Added a thread cache
A per-thread cache gives most of the performance benefits of
per-thread arenas without the drawback of memory bloat. 128k is less
than most people's stack consumption, so the cost should be
Makes free() lockless. If the arena is locked, we just push memory to
the atomic_free_list and let someone else do the actual free later.
Before this change we had an average of three (3) threads blocked on
an arena lock in the stable state.
Fix startup race
I suppose noone ever hit this because the main_arena initialized so
darn fast that they always won the race. I changed the timings,
mostly with NUMA code, and started losing.
I believe the same also happened upstream and later got reverted. I
couldn't find the rationale for the revert and find it dodgy.

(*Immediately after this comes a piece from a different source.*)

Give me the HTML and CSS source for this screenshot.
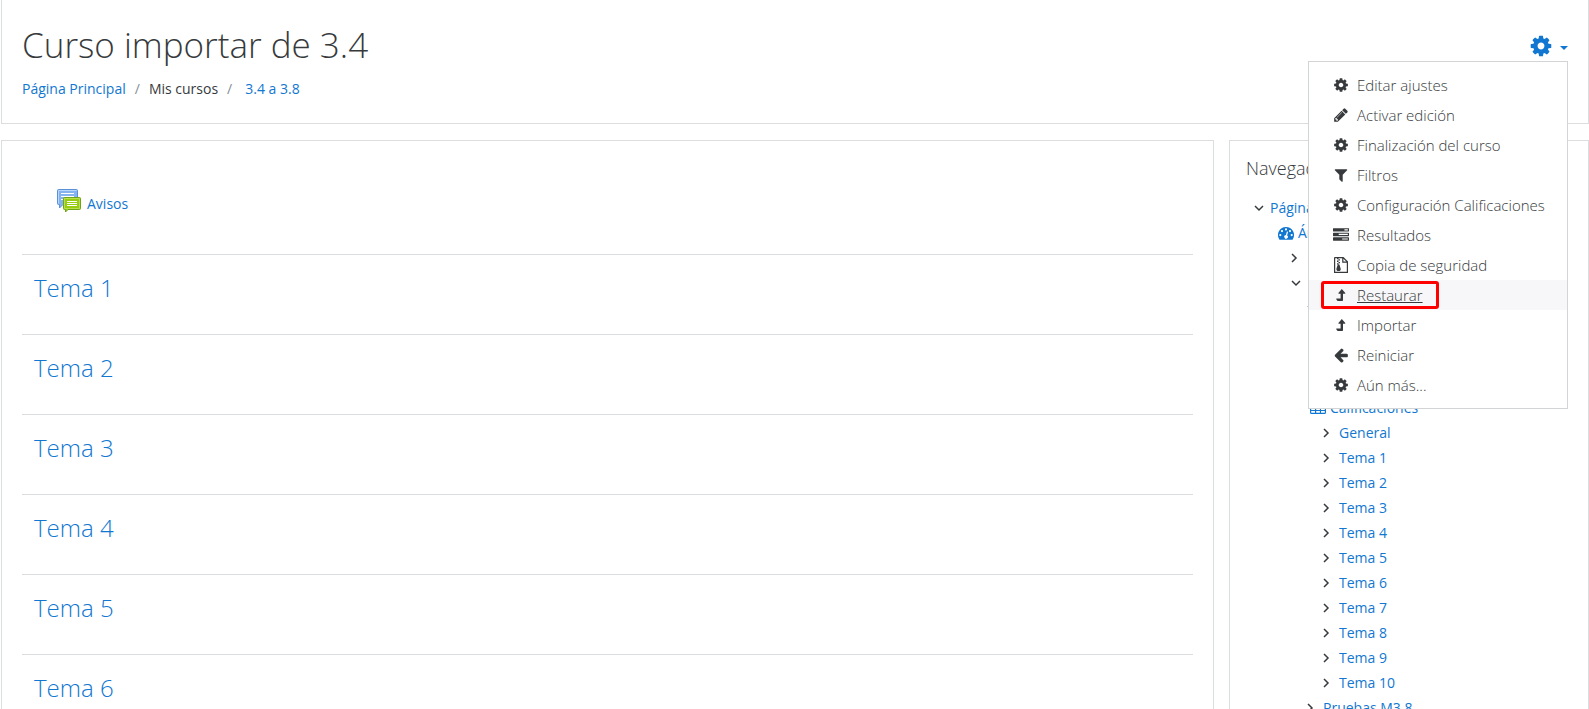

Technically the existing version of calloc can be faster early on, but
not for long-running processes in the stable state. And once I found
bugs in calloc I couldn't be arsed to debug them and just removed most
of the code.
Made malloc signal-safe
I think malloc() was always signal-safe, but free() wasn't. It isn't
hard to trigger this in a testcase. Our version survives such a test,
mostly because of the atomic_free_list.
Fix calculation of aligned heaps
Looks like this was always buggy. Is that correct or was I misreading
I don't understand what problem they were supposed to solve. Our
project doesn't seem to need them and I have testcases that break
because of the hooks.
If any of this looks interesting for upstream and you have questions,
feel free to pester me.
And maybe as a closing note, I believe there are some applications that
have deeper knowledge about malloc-internal data structures than they
should (*cough*emacs). As a result it has become impossible to change
the internals of malloc without breaking said applications and libc
malloc has ossified.
At this point, either a handful of applications need to ship the
ossified version of malloc or Everthing Else(tm) has to switch to a
better version of malloc. The reality we live in has everything else
ship tcmalloc, jemalloc or somesuch and libc malloc is slowly becoming
irrelevant and the butt of hallway jokes. I don't find this reality
very desireable, and yet here we are.